* _Problem to work on_
Note how many lines in the entries contain the string "index", then give that number and nothing else.

* _Stored rows_

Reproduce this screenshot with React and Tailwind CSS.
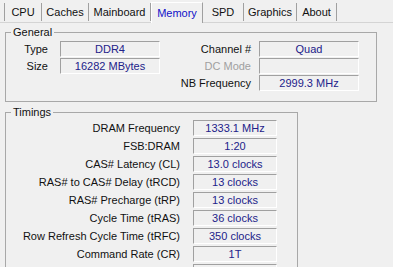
import React from 'react';

const tabs = [
  { name: 'CPU', w: 'w-[38px]', first: true },
  { name: 'Caches', w: 'w-[47px]' },
  { name: 'Mainboard', w: 'w-[62px]' },
  { name: 'Memory', w: 'w-[52px]', active: true },
  { name: 'SPD', w: 'w-[41px]' },
  { name: 'Graphics', w: 'w-[53px]' },
  { name: 'About', w: 'w-[40px]' },
];

const timings = [
  ['DRAM Frequency', '1333.1 MHz'],
  ['FSB:DRAM', '1:20'],
  ['CAS# Latency (CL)', '13.0 clocks'],
  ['RAS# to CAS# Delay (tRCD)', '13 clocks'],
  ['RAS# Precharge (tRP)', '13 clocks'],
  ['Cycle Time (tRAS)', '36 clocks'],
  ['Row Refresh Cycle Time (tRFC)', '350 clocks'],
  ['Command Rate (CR)', '1T'],
  ['', ''],
];

function Field({ value, className }) {
  return (
    <div className={`h-[16px] border-t border-l border-[#a0a0a0] border-r border-b border-r-white border-b-white text-center leading-[14px] text-[#22228a] ${className}`}>
      {value}
    </div>
  );
}

export default function App() {
  return (
    <div className="w-[393px] h-[267px] overflow-hidden bg-[#f0f0f0] text-[11px] leading-[16px] text-[#111] font-['Liberation_Sans',Arial,sans-serif]">
      {/* Tabs */}
      <div className="h-[23px] flex items-end pl-[4px] border-b border-[#d4d4d4]">
        {tabs.map((t) =>
          t.active ? (
            <div
              key={t.name}
              className={`${t.w} h-[21px] -mb-px bg-[#f0f0f0] border-t border-l border-white border-r border-r-[#a0a0a0] text-[#1010c8] text-center leading-[20px]`}
            >
              {t.name}
            </div>
          ) : (
            <div
              key={t.name}
              className={`${t.w} h-[18px] mb-px border-r border-[#a0a0a0] ${t.first ? 'border-l' : ''} text-center leading-[18px]`}
            >
              {t.name}
            </div>
          )
        )}
      </div>

      {/* General */}
      <fieldset className="ml-[5px] mt-[3px] w-[372px] border border-[#a8a8a8] pb-[10px]">
        <legend className="ml-[5px] px-[2px] leading-[13px]">General</legend>
        <div className="pt-[2px] flex flex-col gap-[1px]">
          <div className="flex items-center">
            <div className="w-[42px] text-right">Type</div>
            <Field value="DDR4" className="ml-[12px] w-[100px]" />
            <div className="w-[91px] text-right">Channel #</div>
            <Field value="Quad" className="ml-[8px] w-[100px]" />
          </div>
          <div className="flex items-center">
            <div className="w-[42px] text-right">Size</div>
            <Field value="16282 MBytes" className="ml-[12px] w-[100px]" />
            <div className="w-[91px] text-right text-[#a0a0a0]">DC Mode</div>
            <Field value="" className="ml-[8px] w-[100px]" />
          </div>
          <div className="flex items-center">
            <div className="w-[245px] text-right">NB Frequency</div>
            <Field value="2999.3 MHz" className="ml-[8px] w-[100px]" />
          </div>
        </div>
      </fieldset>

      {/* Timings */}
      <fieldset className="ml-[5px] mt-[4px] w-[293px] border border-[#a8a8a8] pb-[10px]">
        <legend className="ml-[5px] px-[2px] leading-[13px]">Timings</legend>
        <div className="pt-[1px] flex flex-col gap-[2px]">
          {timings.map(([label, value], i) => (
            <div key={i} className="flex items-center">
              <div className="w-[174px] text-right whitespace-nowrap">{label}</div>
              <Field value={value} className="ml-[13px] w-[84px]" />
            </div>
          ))}
        </div>
      </fieldset>
    </div>
  );
}
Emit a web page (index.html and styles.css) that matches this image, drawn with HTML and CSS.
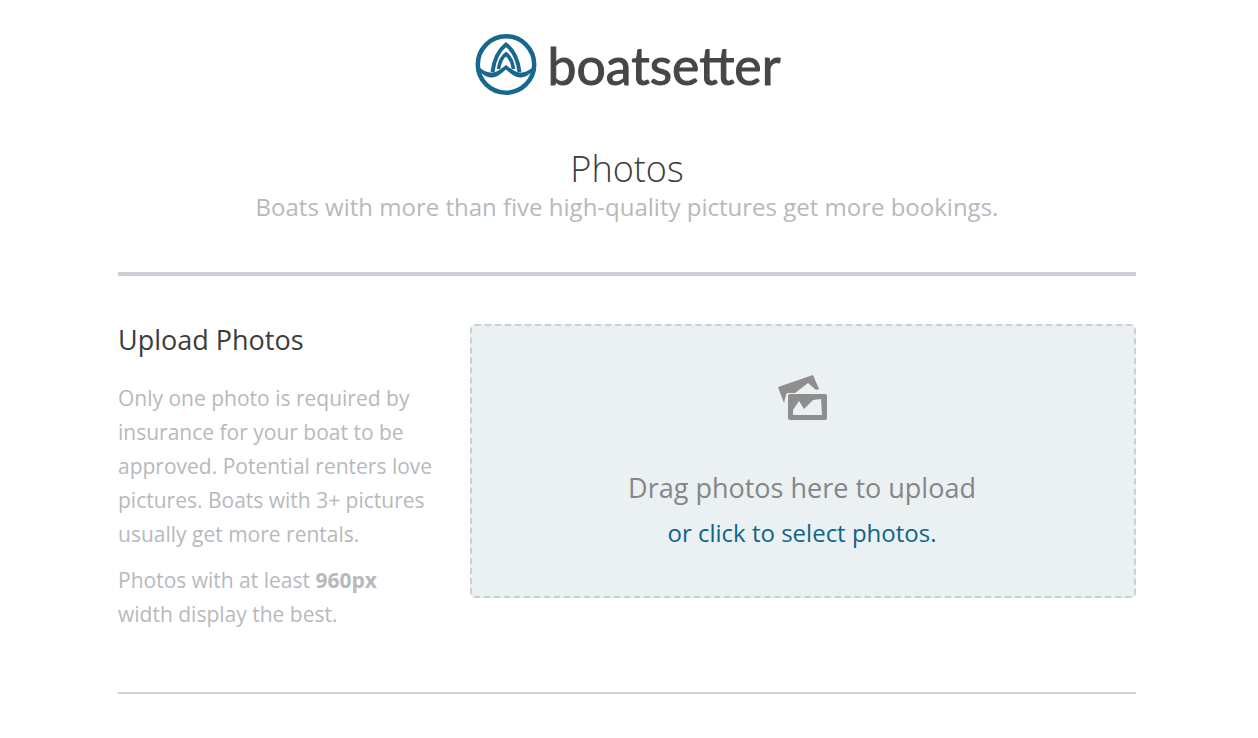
FILE: index.html
```html
<!DOCTYPE html>
<html lang="en">
<head>
    <meta charset="UTF-8">
    <title>Boatsetter - Photos</title>
    <link rel="stylesheet" href="styles.css">
</head>
<body>
    <header class="logo">
        <svg class="logo-mark" width="64" height="62" viewBox="0 0 64 62">
            <circle cx="32" cy="30.5" r="28.2" fill="none" stroke="#17678f" stroke-width="4.5"/>
            <path d="M18.5 38 C20 26 25 16 32 10.5 C39 16 44 26 45.5 38" fill="none" stroke="#17678f" stroke-width="4"/>
            <path d="M24.5 35 C25.5 28 28 23 32 20 C36 23 38.5 28 39.5 35" fill="none" stroke="#17678f" stroke-width="3.5"/>
            <path d="M4 32 C8 36 12 38.5 18 38.5 C23 38.5 28 34 32 31 C36 34 41 38.5 46 38.5 C52 38.5 56 36 60 32 L60 36 C55 41 51 43.5 46 43.5 C41 43.5 36 39 32 35.5 C28 39 23 43.5 18 43.5 C13 43.5 9 41 4 36Z" fill="#17678f"/>
        </svg>
        <span class="logo-text">boatsetter</span>
    </header>

    <main class="page">
        <div class="intro">
            <h1>Photos</h1>
            <p>Boats with more than five high-quality pictures get more bookings.</p>
        </div>

        <section class="upload">
            <div class="upload-help">
                <h2>Upload Photos</h2>
                <p>Only one photo is required by insurance for your boat to be approved. Potential renters love pictures. Boats with 3+ pictures usually get more rentals.</p>
                <p>Photos with at least <b>960px</b> width display the best.</p>
            </div>
            <div class="dropzone">
                <svg class="dropzone-icon" width="49" height="46" viewBox="0 0 49 46">
                    <path d="M0 12 L35 0 L41 14 L38 15 L30 8 L17 18 L10 18 Q8 18 8 20 L6 28 Z" fill="#8e8e8e"/>
                    <path fill-rule="evenodd" d="M12 19 H47 Q49 19 49 21 V43 Q49 45 47 45 H12 Q10 45 10 43 V21 Q10 19 12 19Z M15 40 H44 L43 24 L35 25 L26 34 L21 26 L15 35Z" fill="#8e8e8e"/>
                </svg>
                <div class="dropzone-title">Drag photos here to upload</div>
                <a class="dropzone-link" href="#">or click to select photos.</a>
            </div>
        </section>
    </main>
</body>
</html>
```

FILE: styles.css
```css
body {
    margin: 0;
    padding-right: 4px;
    background: #fff;
    font-family: "Open Sans", sans-serif;
    color: #3c3c3c;
}

.logo {
    display: flex;
    justify-content: center;
    align-items: center;
    gap: 10px;
    height: 130px;
    box-sizing: border-box;
}
.logo-text {
    font-family: Lato, sans-serif;
    font-weight: 400;
    font-size: 51.7px;
    line-height: 60px;
    color: #464646;
    -webkit-text-stroke: 1px #464646;
}

.page {
    width: 1018px;
    margin: 0 auto;
}

.intro {
    text-align: center;
    padding-top: 15px;
    padding-bottom: 51px;
    border-bottom: 4px solid #ccced6;
}
.intro h1 {
    margin: 0;
    font-weight: 300;
    font-size: 36px;
    line-height: 48px;
}
.intro p {
    margin: 0;
    font-size: 24px;
    line-height: 28px;
    color: #b7b9bc;
}

.upload {
    display: flex;
    justify-content: space-between;
    padding: 48px 0 61px;
    border-bottom: 2px solid #d0d2d5;
}
.upload-help {
    width: 316px;
}
.upload-help h2 {
    margin: -1px 0 24px;
    font-weight: 400;
    font-size: 27px;
    line-height: 34px;
}
.upload-help p {
    margin: 0 0 12px;
    font-size: 21px;
    line-height: 34px;
    color: #b7b9bc;
}
.upload-help p:last-child {
    margin-bottom: 0;
}

.dropzone {
    width: 666px;
    height: 274px;
    box-sizing: border-box;
    display: flex;
    flex-direction: column;
    align-items: center;
    background: #ebf0f3;
    border: 2px dashed #c8d0d4;
    border-radius: 5px;
    padding: 49px 2px 0 0;
}
.dropzone-icon {
    margin-bottom: 49px;
}
.dropzone-title {
    font-size: 27px;
    line-height: 36px;
    color: #868686;
}
.dropzone-link {
    margin-top: 11px;
    font-size: 24px;
    line-height: 32px;
    color: #0f6587;
    text-decoration: none;
}
```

* _Correct response_
2